Web page code records

[START]

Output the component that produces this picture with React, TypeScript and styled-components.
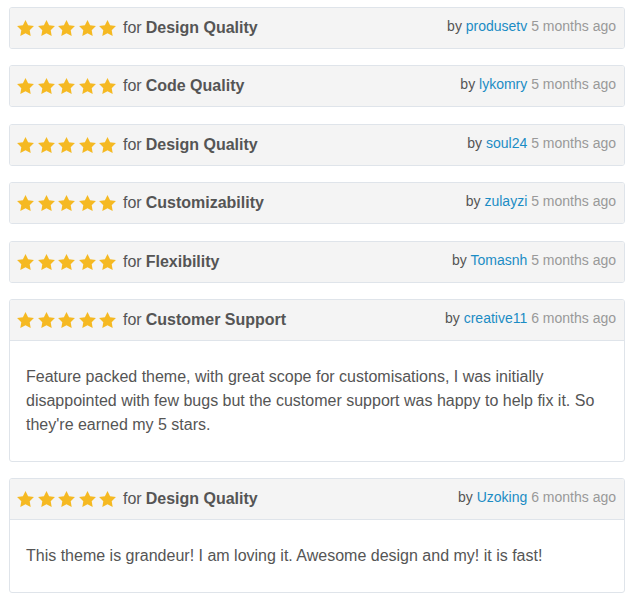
import styled, { createGlobalStyle } from 'styled-components';

const GlobalStyle = createGlobalStyle`
  html, body {
    margin: 0;
    padding: 0;
    background: #fff;
  }
  body {
    font-family: "Liberation Sans", Arial, sans-serif;
  }
`

const List = styled.div`
  display: flex;
  flex-direction: column;
  gap: 16.4px;
  padding: 7px 9px;
`

const Card = styled.div`
  border: 1px solid #dfe4ea;
  border-radius: 3px;
  background: #fff;
  overflow: hidden;
`

const Header = styled.div<{ $divided: boolean }>`
  display: flex;
  align-items: flex-start;
  justify-content: space-between;
  background: #f4f4f4;
  padding: 10px 8px 10px 7px;
  border-bottom: ${p => (p.$divided ? '1px solid #dfe4ea' : 'none')};
`

const Rating = styled.div`
  display: flex;
  align-items: center;
  height: 20px;
  font-size: 16px;
  line-height: 20px;
  color: #555;
`

const Stars = styled.span`
  display: inline-flex;
  align-items: center;
  gap: 3.5px;
  margin-right: 7px;
`

const Category = styled.b`
  font-weight: bold;
  margin-left: 4px;
  color: #555;
`

const Meta = styled.div`
  font-size: 14px;
  line-height: 16px;
  color: #555;
  white-space: nowrap;
`

const Author = styled.a`
  color: #1b8cc4;
  text-decoration: none;
`

const When = styled.span`
  color: #999;
`

const Body = styled.div`
  padding: 24px 16px;
  font-size: 16px;
  line-height: 24px;
  color: #555;
`

const Star = () => (
  <svg width="17" height="16" viewBox="2 2 20 19.02">
    <polygon
      fill="#f5b922"
      points="12,2 15.09,8.26 22,9.27 17,14.14 18.18,21.02 12,17.77 5.82,21.02 7,14.14 2,9.27 8.91,8.26"
    />
  </svg>
)

type Review = {
  category: string
  author: string
  when: string
  text?: string
}

const reviews: Review[] = [
  { category: 'Design Quality', author: 'produsetv', when: '5 months ago' },
  { category: 'Code Quality', author: 'lykomry', when: '5 months ago' },
  { category: 'Design Quality', author: 'soul24', when: '5 months ago' },
  { category: 'Customizability', author: 'zulayzi', when: '5 months ago' },
  { category: 'Flexibility', author: 'Tomasnh', when: '5 months ago' },
  {
    category: 'Customer Support',
    author: 'creative11',
    when: '6 months ago',
    text: "Feature packed theme, with great scope for customisations, I was initially disappointed with few bugs but the customer support was happy to help fix it. So they're earned my 5 stars.",
  },
  {
    category: 'Design Quality',
    author: 'Uzoking',
    when: '6 months ago',
    text: 'This theme is grandeur! I am loving it. Awesome design and my! it is fast!',
  },
]

const App = () => {
  return (
    <>
      <GlobalStyle />
      <List>
        {reviews.map((r, i) => (
          <Card key={i}>
            <Header $divided={!!r.text}>
              <Rating>
                <Stars>
                  {[0, 1, 2, 3, 4].map(s => <Star key={s} />)}
                </Stars>
                for<Category>{r.category}</Category>
              </Rating>
              <Meta>
                by <Author href="#">{r.author}</Author> <When>{r.when}</When>
              </Meta>
            </Header>
            {r.text && <Body>{r.text}</Body>}
          </Card>
        ))}
      </List>
    </>
  )
}

export default App;
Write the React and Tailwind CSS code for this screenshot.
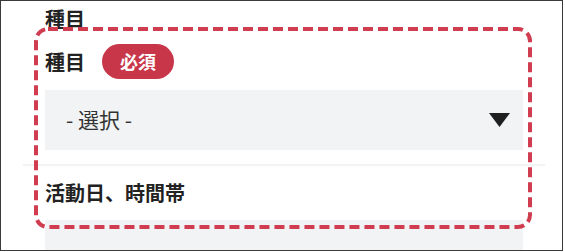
export default function App() {
  return (
    <div
      className="relative w-[563px] h-[251px] overflow-hidden border border-[#3a3a3a] bg-white text-[#222]"
      style={{ fontFamily: '"Noto Sans CJK JP", "Noto Sans", sans-serif' }}
    >
      <div className="ml-[22px] w-[522px]">
        <div className="px-[22px] pt-[3px]">
          <h2 className="text-[20px] font-bold leading-[30px]">種目</h2>
          <div className="mt-[10px] flex h-[35px] items-center gap-[17px]">
            <span className="text-[20px] font-bold leading-[30px]">種目</span>
            <span className="flex h-[35px] items-center rounded-full bg-[#c8364a] px-[18px] text-[18px] font-bold text-white">
              必須
            </span>
          </div>
          <div className="mt-[11px] flex h-[60px] items-center justify-between bg-[#f2f3f5] pl-[21px] pr-[13px]">
            <span className="text-[21px] text-[#333]">- 選択 -</span>
            <svg width="21" height="14" viewBox="0 0 21 14">
              <polygon points="0,0 21,0 10.5,14" fill="#1f1f1f" />
            </svg>
          </div>
        </div>
        <div className="mt-[14px] h-[2px] bg-[#f3f3f5]" />
        <div className="px-[22px]">
          <div className="mt-[12px] text-[20px] font-bold leading-[30px]">活動日、時間帯</div>
          <div className="mt-[12px] h-[40px] bg-[#f2f3f5]" />
        </div>
      </div>
      <svg
        className="absolute left-[33px] top-[26px]"
        width="498"
        height="202"
        viewBox="0 0 498 202"
      >
        <rect
          x="2"
          y="2"
          width="494"
          height="198"
          rx="12"
          fill="none"
          stroke="#d03c50"
          strokeWidth="4"
          strokeDasharray="10 5"
        />
      </svg>
    </div>
  );
}
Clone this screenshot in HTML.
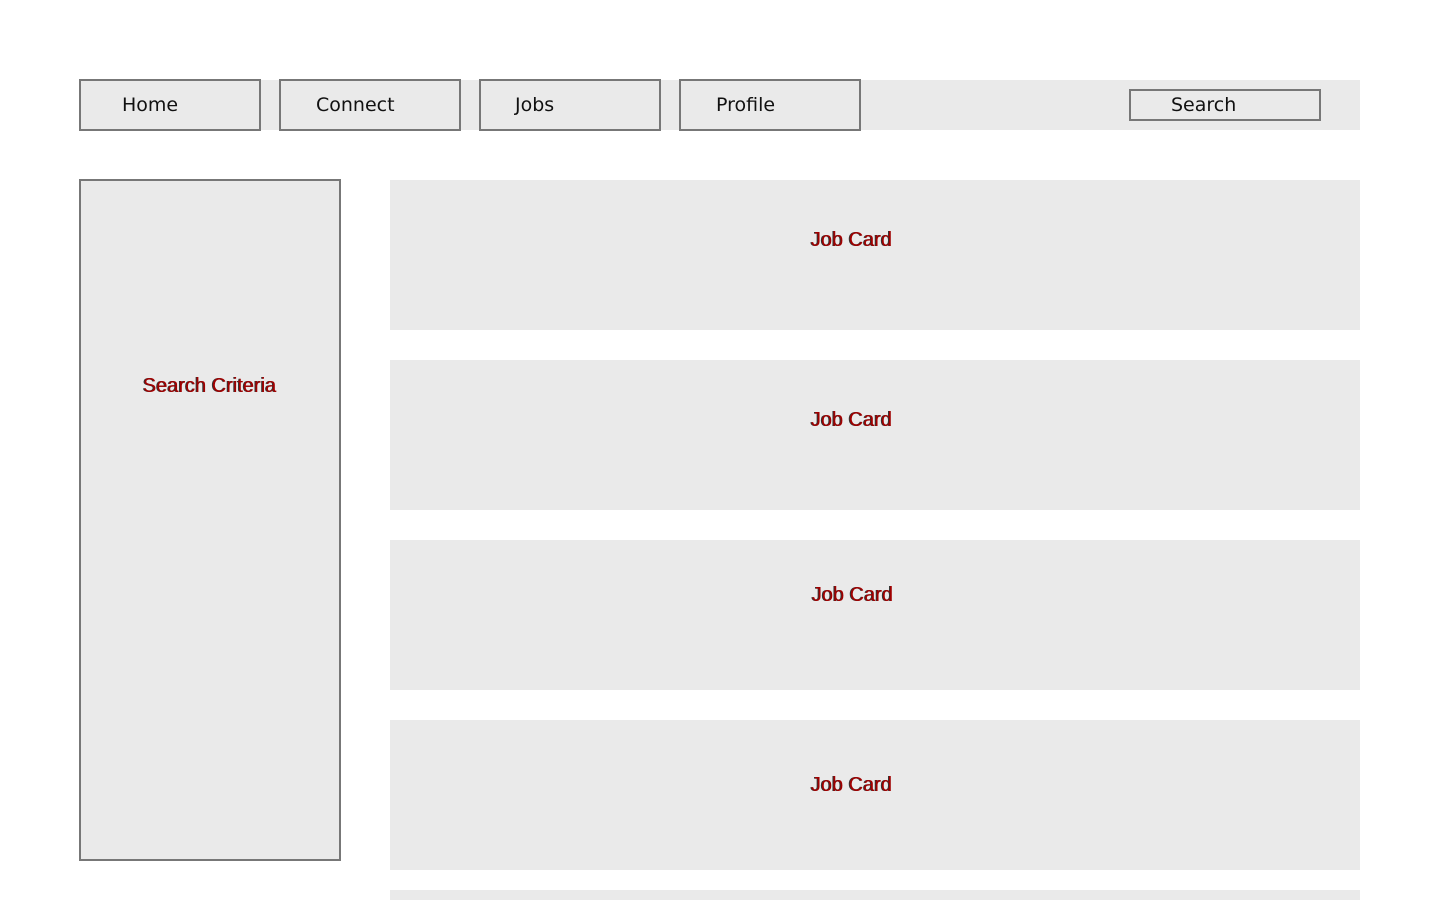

[END]

◆ TASK
Find the string "with" in the entries above and return each line that holds it.

◆ PROBLEM SOLUTION
Output the component that produces this picture with React, TypeScript and styled-components.
    text: "Feature packed theme, with great scope for customisations, I was initially disappointed with few bugs but the customer support was happy to help fix it. So they're earned my 5 stars.",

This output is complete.